Hit up the Corruption Buttress with Rachel, Bob and Haley today. It was a cold morning at 5 C with a 15 km/hr wind so we opted for cover in the Western Cwm. I warmed up on Martha Steward 5.8, a 2 bolt near-vertical climb. It is a fairly easy onsight with the crux at the top. Next, it was onto Corruption 5.9, 1 bolt and gear. The crux, which is hard for 5.9, is well protected by a bolt but gear is sketchy higher up. There are small and I mean small cracks for micro stoppers and RPs (I did not have any with me). The Black diamond #4 and #5 stoppers are too big because their cables are too fat and get in the way. However, working higher you can get them in. Away, this is a no fall zone because if the gear goes you are hitting a big ledge. So in the end I, pulled my 2 crappy nut placements, down climbed to the bolt and retreated to the ledge. After some "Gatineau Mountaineering" up a dirty 5.1 (?) I put a toprope on Corruption.
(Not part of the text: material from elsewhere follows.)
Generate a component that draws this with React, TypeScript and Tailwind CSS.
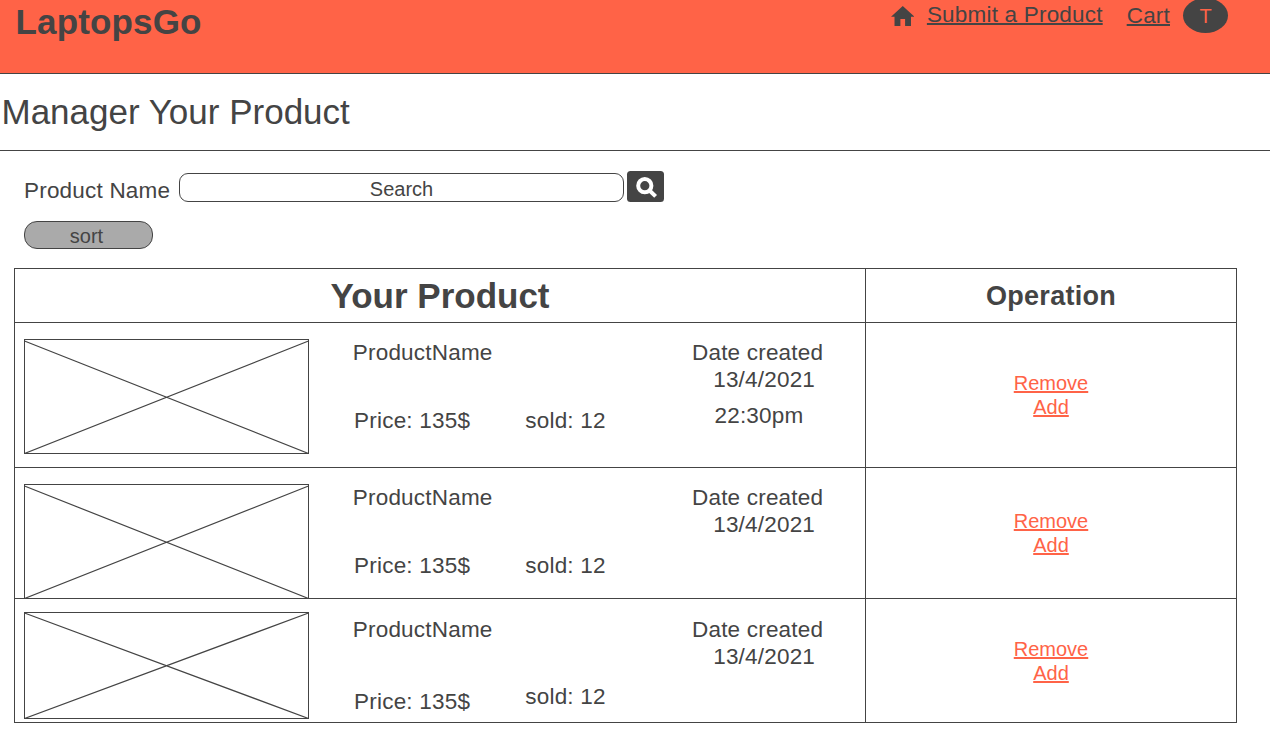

With a clean send on TR I found some better placements and holds so next time I think it will go.
As a side note:
The galvanized steel mallions that connect the sport clips to anchors on the Corruption Buttress (specifically Enron and Corruption) are reacting with the hangers and are rusting. The anchors on Corruption are the most affected. The anchors are certianly sound at this point but perhaps the mallions should be removed and/or replaced.